A very general beam solution of the paraxial wave equation in circular cylindrical coordinates is presented. We call such a field a circular beam (CiB). The complex amplitude of the CiB is described by either the Whittaker functions or the confluent hypergeometric functions and is characterized by three parameters that are complex in the most general situation. The propagation through complex ABCD optical systems and the conditions for square integrability are studied in detail. Special cases of the CiB are the standard, elegant, and generalized Laguerre-Gauss beams; Bessel-Gauss beams; hypergeometric beams; hypergeometric-Gaussian beams; fractional-order elegant Laguerre-Gauss beams; quadratic Bessel-Gauss beams; and optical vortex beams.

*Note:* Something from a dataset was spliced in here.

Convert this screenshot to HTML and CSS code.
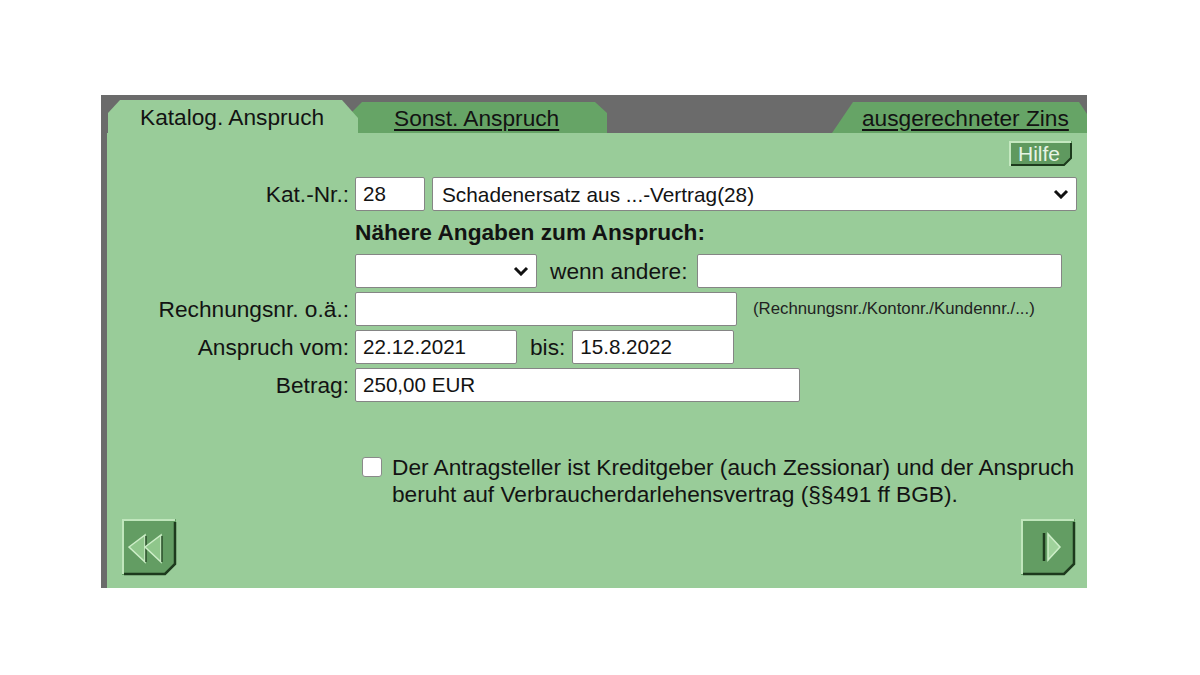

Family of hypergeometric laser beams

We discuss a three-parameter family of paraxial coherent light fields that originate from a complex amplitude composed of the following four cofactors: the Gaussian beam, a logarithmic axicon, a spiral phase plate (angular harmonic), and an amplitude power function with a possible singularity at the origin of coordinates. For such types of beams, the near-field complex amplitude is proportional to the degenerate hypergeometric function, prompting the beams' name--hypergeometric (HyG) beams. When the Gaussian beam is replaced by a plane wave, the above beams change to generalized HyG modes that preserve their structure up to scale upon propagation. The intensity profile of the HyG beams is similar to that of the Bessel modes, forming a set of alternating bright and dark rings. However, the thickness of the rings of the HyG beams decreases with increasing ring number.